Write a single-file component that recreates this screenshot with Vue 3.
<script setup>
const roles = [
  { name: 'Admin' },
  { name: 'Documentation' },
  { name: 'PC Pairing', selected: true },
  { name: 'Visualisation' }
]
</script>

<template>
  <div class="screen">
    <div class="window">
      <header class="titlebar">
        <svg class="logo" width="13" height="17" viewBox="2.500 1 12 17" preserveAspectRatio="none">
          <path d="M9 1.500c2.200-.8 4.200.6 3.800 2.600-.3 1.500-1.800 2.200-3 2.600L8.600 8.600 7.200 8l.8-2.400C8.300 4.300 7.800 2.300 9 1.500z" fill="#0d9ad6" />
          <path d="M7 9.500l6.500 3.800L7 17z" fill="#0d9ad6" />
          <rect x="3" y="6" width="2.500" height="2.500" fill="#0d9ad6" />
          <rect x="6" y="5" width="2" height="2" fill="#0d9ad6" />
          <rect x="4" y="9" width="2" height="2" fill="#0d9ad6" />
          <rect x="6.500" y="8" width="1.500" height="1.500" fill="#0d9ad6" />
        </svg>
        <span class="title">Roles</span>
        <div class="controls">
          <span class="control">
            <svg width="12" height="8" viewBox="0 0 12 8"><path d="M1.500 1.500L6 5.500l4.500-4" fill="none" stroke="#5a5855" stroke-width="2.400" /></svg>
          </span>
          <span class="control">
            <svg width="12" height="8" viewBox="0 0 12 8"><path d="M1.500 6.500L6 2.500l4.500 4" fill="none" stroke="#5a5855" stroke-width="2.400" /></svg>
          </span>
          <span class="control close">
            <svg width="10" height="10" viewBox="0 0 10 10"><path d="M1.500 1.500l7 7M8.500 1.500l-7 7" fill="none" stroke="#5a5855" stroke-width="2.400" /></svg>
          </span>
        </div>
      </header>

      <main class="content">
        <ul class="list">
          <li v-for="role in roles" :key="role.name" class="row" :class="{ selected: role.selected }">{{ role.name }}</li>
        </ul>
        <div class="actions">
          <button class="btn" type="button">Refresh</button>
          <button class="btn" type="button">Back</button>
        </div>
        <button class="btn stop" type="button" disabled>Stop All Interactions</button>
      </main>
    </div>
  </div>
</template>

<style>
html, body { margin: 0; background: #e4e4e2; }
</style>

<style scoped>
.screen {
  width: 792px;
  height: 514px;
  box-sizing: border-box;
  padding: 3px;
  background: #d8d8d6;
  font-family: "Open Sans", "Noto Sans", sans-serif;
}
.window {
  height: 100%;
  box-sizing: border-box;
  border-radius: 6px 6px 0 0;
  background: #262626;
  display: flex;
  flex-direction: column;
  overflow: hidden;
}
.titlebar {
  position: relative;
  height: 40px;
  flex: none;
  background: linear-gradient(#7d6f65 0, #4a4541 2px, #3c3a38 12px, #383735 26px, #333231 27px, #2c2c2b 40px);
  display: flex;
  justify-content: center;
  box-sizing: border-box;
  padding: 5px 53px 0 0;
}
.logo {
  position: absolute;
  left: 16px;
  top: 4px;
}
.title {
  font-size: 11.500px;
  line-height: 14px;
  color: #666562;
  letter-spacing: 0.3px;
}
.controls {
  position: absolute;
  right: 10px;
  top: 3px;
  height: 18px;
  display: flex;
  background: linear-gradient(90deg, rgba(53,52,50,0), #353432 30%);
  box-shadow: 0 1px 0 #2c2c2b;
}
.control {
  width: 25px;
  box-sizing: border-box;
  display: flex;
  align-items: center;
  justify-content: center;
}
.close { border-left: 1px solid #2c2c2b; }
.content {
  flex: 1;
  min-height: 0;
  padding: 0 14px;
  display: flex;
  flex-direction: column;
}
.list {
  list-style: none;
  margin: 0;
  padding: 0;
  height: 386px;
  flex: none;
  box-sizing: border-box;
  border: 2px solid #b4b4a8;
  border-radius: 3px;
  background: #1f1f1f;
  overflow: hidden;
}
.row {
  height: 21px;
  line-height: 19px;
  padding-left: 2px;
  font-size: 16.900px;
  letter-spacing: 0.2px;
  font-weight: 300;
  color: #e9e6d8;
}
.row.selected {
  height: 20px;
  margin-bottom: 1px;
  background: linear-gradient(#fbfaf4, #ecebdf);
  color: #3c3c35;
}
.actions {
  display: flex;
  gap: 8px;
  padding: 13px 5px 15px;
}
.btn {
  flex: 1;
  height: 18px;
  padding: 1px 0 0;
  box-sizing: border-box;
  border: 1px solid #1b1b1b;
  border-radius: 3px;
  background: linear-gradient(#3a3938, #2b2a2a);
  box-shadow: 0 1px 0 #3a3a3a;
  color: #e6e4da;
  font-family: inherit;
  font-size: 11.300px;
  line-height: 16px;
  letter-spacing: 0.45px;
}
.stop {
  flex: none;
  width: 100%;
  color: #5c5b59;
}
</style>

|---|

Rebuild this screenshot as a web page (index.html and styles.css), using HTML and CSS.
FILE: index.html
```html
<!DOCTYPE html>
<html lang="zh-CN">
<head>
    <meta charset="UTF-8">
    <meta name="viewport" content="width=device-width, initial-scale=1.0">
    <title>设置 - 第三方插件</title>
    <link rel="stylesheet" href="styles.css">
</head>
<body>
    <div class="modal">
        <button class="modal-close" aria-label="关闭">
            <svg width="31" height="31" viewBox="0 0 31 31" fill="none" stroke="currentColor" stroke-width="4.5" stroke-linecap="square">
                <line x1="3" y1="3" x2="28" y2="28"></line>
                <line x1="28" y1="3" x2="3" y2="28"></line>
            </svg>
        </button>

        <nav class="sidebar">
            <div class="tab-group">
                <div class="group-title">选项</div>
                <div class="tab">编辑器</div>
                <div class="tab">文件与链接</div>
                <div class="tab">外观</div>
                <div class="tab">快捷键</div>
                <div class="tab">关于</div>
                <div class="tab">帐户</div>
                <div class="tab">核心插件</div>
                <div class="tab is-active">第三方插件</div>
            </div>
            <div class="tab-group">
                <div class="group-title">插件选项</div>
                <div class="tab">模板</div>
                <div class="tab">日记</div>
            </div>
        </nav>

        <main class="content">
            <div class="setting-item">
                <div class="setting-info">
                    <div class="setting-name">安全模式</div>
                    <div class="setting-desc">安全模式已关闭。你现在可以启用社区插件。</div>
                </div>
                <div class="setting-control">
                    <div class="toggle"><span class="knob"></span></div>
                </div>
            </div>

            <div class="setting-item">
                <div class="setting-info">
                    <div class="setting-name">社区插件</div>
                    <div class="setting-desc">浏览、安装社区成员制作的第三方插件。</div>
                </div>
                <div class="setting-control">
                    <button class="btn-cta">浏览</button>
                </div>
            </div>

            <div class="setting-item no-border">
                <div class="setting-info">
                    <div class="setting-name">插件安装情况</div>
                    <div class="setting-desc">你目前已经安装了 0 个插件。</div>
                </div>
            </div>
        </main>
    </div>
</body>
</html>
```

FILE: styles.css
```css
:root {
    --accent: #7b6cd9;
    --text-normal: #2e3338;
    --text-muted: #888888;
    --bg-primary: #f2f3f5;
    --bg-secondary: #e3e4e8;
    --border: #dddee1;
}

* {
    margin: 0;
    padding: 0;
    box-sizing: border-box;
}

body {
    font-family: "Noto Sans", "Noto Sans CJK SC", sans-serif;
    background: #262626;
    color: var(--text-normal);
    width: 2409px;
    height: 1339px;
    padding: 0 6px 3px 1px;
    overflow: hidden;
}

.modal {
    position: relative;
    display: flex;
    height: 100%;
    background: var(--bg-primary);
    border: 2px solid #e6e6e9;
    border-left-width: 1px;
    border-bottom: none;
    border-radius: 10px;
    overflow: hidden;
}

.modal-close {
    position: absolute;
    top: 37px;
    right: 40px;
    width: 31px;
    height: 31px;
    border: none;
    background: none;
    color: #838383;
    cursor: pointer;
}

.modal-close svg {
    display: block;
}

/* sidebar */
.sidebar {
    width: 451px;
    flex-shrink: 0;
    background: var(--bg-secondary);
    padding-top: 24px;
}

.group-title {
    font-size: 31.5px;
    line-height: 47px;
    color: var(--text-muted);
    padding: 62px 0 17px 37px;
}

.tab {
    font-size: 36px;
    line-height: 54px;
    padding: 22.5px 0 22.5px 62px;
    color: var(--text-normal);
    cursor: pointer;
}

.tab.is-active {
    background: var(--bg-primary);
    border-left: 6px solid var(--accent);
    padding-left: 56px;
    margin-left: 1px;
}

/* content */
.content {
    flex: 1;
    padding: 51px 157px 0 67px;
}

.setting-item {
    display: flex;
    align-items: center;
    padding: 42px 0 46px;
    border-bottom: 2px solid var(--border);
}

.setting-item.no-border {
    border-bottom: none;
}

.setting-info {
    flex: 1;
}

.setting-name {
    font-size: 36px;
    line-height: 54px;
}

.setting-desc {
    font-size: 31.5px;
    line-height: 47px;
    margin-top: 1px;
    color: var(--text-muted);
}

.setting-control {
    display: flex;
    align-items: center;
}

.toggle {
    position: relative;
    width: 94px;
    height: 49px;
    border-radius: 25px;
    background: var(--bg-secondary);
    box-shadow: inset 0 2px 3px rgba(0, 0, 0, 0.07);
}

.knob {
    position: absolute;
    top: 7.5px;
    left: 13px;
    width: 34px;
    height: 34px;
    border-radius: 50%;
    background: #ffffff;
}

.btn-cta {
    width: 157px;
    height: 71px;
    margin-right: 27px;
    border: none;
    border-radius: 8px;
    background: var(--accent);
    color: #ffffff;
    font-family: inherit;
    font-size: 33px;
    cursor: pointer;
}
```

|---|

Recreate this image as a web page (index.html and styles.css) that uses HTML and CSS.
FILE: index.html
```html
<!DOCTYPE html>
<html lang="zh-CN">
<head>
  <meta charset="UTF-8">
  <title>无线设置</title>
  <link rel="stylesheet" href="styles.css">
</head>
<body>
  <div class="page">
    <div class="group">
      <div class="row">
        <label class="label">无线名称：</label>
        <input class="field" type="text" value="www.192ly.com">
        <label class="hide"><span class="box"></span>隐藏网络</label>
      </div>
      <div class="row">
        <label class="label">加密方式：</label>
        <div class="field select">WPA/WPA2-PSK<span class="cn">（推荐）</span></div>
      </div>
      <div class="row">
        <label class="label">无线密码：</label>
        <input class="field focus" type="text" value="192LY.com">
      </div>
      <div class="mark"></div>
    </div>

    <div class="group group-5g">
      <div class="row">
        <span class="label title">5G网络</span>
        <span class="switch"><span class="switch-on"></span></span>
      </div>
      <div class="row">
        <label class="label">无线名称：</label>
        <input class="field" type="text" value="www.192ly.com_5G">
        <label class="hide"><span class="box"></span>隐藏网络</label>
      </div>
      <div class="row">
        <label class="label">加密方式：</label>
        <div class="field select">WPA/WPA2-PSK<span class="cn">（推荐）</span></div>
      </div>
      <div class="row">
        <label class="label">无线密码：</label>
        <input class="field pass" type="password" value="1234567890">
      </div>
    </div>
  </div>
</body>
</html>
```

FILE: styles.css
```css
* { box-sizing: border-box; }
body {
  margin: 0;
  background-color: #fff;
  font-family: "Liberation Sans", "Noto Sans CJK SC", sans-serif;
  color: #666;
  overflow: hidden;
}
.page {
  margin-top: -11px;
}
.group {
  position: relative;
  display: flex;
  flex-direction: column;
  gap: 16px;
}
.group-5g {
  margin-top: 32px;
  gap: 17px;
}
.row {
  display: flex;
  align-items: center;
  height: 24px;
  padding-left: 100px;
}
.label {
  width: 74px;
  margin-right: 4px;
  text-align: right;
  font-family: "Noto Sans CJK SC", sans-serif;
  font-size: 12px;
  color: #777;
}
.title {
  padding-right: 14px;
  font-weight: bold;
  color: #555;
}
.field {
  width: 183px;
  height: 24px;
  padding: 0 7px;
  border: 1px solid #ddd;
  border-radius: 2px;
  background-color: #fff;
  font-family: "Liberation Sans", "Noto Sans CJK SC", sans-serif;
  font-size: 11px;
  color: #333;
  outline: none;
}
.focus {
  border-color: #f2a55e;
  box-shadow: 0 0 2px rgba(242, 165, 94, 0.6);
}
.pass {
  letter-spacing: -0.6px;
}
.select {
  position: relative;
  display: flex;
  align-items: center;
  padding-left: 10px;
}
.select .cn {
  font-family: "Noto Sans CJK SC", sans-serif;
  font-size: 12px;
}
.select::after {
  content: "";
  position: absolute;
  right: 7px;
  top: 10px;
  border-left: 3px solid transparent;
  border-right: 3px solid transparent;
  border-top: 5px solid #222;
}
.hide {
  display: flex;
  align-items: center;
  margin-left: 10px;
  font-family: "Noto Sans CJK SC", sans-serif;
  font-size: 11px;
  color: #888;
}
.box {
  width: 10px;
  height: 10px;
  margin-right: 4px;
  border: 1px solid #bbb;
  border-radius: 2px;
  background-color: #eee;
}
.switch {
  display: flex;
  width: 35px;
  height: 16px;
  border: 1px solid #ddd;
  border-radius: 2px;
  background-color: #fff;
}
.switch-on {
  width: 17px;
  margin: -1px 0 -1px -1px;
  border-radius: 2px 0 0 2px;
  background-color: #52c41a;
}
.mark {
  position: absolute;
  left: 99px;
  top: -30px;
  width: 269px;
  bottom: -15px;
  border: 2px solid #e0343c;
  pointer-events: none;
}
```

|---|

→ Stated problem
Using the entries above, return each line in which the word "that" occurs.

→ Answer below
Write a single-file component that recreates this screenshot with Vue 3.
Recreate this image as a web page (index.html and styles.css) that uses HTML and CSS.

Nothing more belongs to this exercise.